Proving that the multiplicative group mod p (p is prime) is cyclic Let $\mathbb{Z}_p^*$ be the group of integers $\{1,2,3,\dots,p-1\}$ under multiplication mod $p$, where $p$ is a prime.
Given the following two facts:


*

*If $d$ divides $p-1$, then there are exactly $d$ elements in  $\mathbb{Z}_p^*$ such that $a^d\equiv 1$.

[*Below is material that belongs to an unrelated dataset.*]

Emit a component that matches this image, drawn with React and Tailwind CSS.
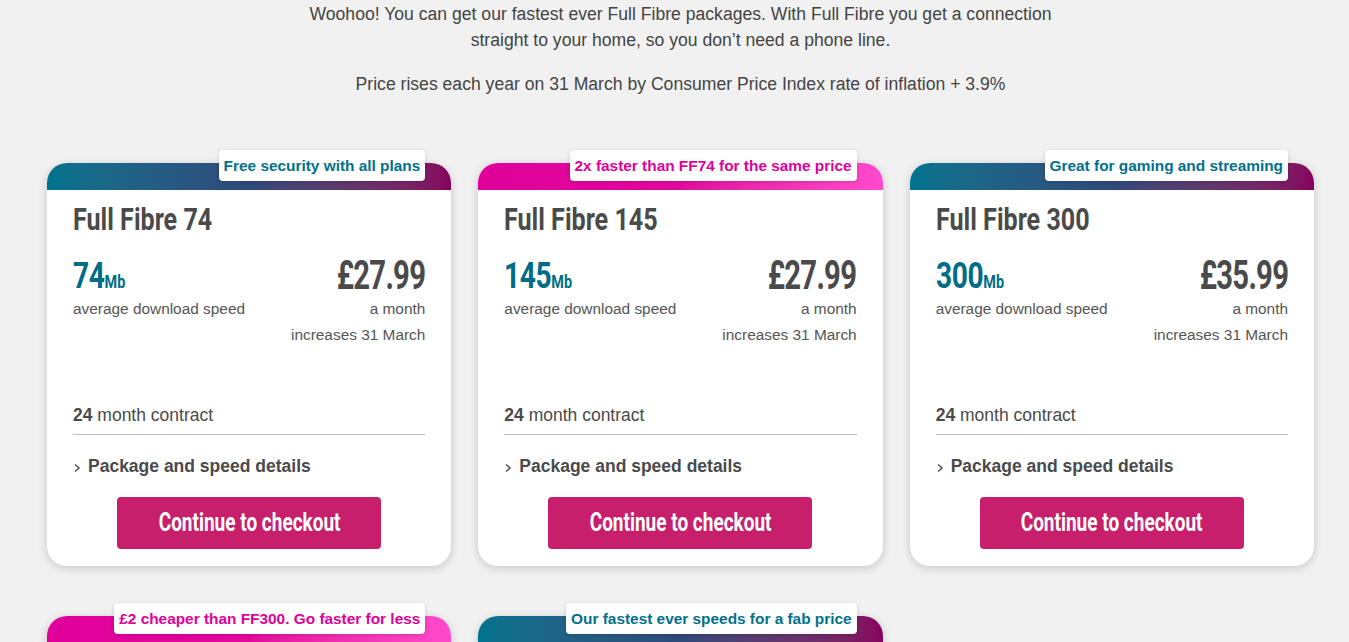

*For all positive integer $n$, we have $\sum_{d | n} \phi(d) = n$. That is, the sum of Euler-Phi functions over divisors is $n$. (A proof can be found here https://proofwiki.org/wiki/Sum_of_Euler_Phi_Function_over_Divisors).
Given the above facts, how may we prove that the group  $\{1,2,3,\dots,p-1\}$ under multiplication mod $p$ is cyclic?
 A: Let $\psi(d)$ denote the number of elements of order $d$ in $\mathbb Z_p^*$.
Note that if $a\in\mathbb Z_p^*$ has order $d$, then $a^r$ has order $d$ if and only if $\gcd(r,d)=1$.
Thus are precisely $\phi(d)$ elements of the form of $a^r$ which have order $d$.
It follows that $\phi(d)$ divides $\psi(d)$ for all $d$.
Using (1) we want to show that $\psi(d)$ is either $0$ or equal to $\phi(d)$ for all $d|(p-1)$.
Assume on the contrary that there is some $d$ dividing $p-1$ such that $\psi(d)>\phi(d)$.
Let $a$ be an element of order $d$.
Out of the $d$ elements $a,a^2,\ldots,a^d$, precisely $\phi(d)$ have order $d$.
By our assumption, there is an element $b$ of order $d$ which is not equal to any of the $a^i$'s.
But note that $b$ and each $a^i$ satisfies $x^d\equiv 1\pmod{p}$.
This means that the congruence $x^d\equiv 1\pmod{p}$ has more than $d$ solutions, contrary to (1).
So we have $\psi(d)=0$ or $\phi(d)$.
Now note that $\sum_{d|(p-1)}\psi(d)=p-1$.
This is because each element of $\mathbb Z_p^*$ has order $d$ for some $d|p-1$. 
From our earlier inference we also have $\sum_{d|p-1}\psi(d)\leq \sum_{d|p-1}\phi(d)$.
The RHS is equal $p-1$ by (2).
Therefore we cannot have $\psi(d)=0$ for any $d|p-1$ and hence $\psi(p-1)>0$, proving there is an element of order $p-1$ (and hence precisely $\phi(p-1)$ such elements).